Recently, she had made plans for the future, he said, looking to become a nurse or to work with animals.

"That's why this seems so out of place," he said, his face appearing weary, in the three-story Gaithersburg townhouse he shared with the teenager. He said that even her psychiatrists were surprised by her death.

Yet, along with the promise of getting better, he said, was the weight of the past.

At the time of his daughter's suicide attempt, Crites said, he was separating from her stepmother after more than eight years, which was difficult for the teen. Rachel's birth mother, Kathryn Cornelius, had lived in Italy for most of Rachel's life -- writing, calling, visiting -- but living on another continent.

Everyone tried to come together to help, Crites said.

Two months later, Rachel received the Catholic sacraments of Communion and confirmation, a decision she had made for herself, her mother said in an interview yesterday. Two months after that, her mother treated her to a trip with her to Paris. Then there was a big family get-together in Florida.

The last time she talked to her daughter, Cornelius said, was five days before she disappeared.
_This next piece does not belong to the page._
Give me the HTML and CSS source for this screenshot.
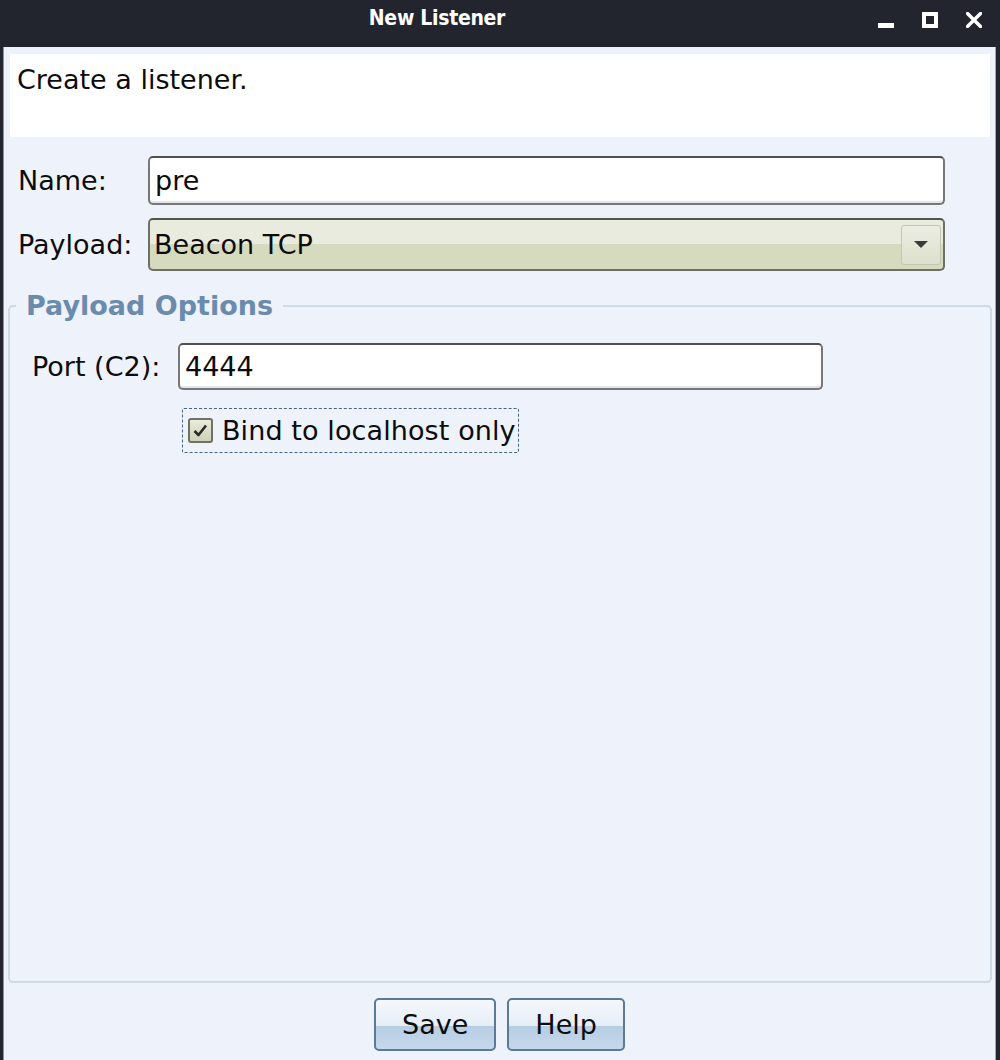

Her voice was upbeat during a two-hour conversation, she said, and "she was cuddly and sweet and talking about how she was going to sing the Mass."

The search for the missing Rachels started the next weekend -- and the longer they were gone, the greater the efforts.

It was Feb. 2 when Troy Crites was told his Subaru station wagon, which the girls had been driving, was discovered on rugged terrain beyond a remote utility trail.

Crites found the goodbye letter from his daughter not long after he realized she was missing. It was on the desk, in her diary, on a page dated Jan. 19. She wrote of Rachel Smith, referring to her by her widely used nickname, Pi, the mathematical term.

"Wherever I end up laying, whether buried or cremated, I want to stay with my true love, Pi, buried next to her," the letter said. "This is my choice. I'm sorry."

Some of this diary entry was made public the week the teens vanished, setting off a quiet public debate among friends and strangers about whether the Rachels had a romantic relationship that their families did not condone.

Crites said this is not so: "A. It doesn't make any difference. B. There's no real evidence at all. . . . They were just two teenagers who did everything together. Is that all that uncommon?"

Despite the wording of the letter, he said, "true love and sexuality are not the same things."

Rachel Smith was a junior at Wootton High School, and Rachel Crites had started attending classes at Montgomery College. But her father said his daughter was always " a little young for her age"; some days, he said, she returned to Wootton and sat through a class or two with her friend.

Both girls loved animals. Crites worked at PetSmart, and Smith worked at Potomac Kennels in Gaithersburg, where fellow employee Tracy Payne recalled her as responsible and in love with American Eskimo dogs.

Often, Rachel Crites drove her friend to work. Sometimes she stayed to play with the puppies, Payne said.

Rachel Smith "was so outgoing, and she never seemed like she had any problems," Payne said. "She was always smiling and always happy, and so was her friend."

Both families had supported the friendship. Rachel Crites once went with Rachel Smith on a family visit to New York, and Rachel Smith recently joined her friend and her mother, in from Italy, on a weeklong visit with relatives in Pennsylvania.

"I think Rachel and Pi had what they considered an undying friendship -- true friends forever," Cornelius said. "Pi had helped Rachel, and they had grown close."

Rachel Crites even got a tattoo of a little guardian angel, her father said.

He remembered that as the girls were heading back from Pennsylvania, they called him at home. It was New Year's Eve, and they asked if he would make dinner.

"What would you like?" Crites asked.

He said he heard the teens conferring.

"Can you do something around tater tots?" they asked.

For Troy Crites, the memory provides a touch of solace.

Marian Smith, Rachel Smith's mother, said that she and her family are waiting for answers about exactly when the girls died. But, she added, "our hearts go out to them, just as their hearts went out to us."

Troy Crites has decided that Jan. 19, 2007, will mark his daughter's resting place. It is the last day he heard her voice.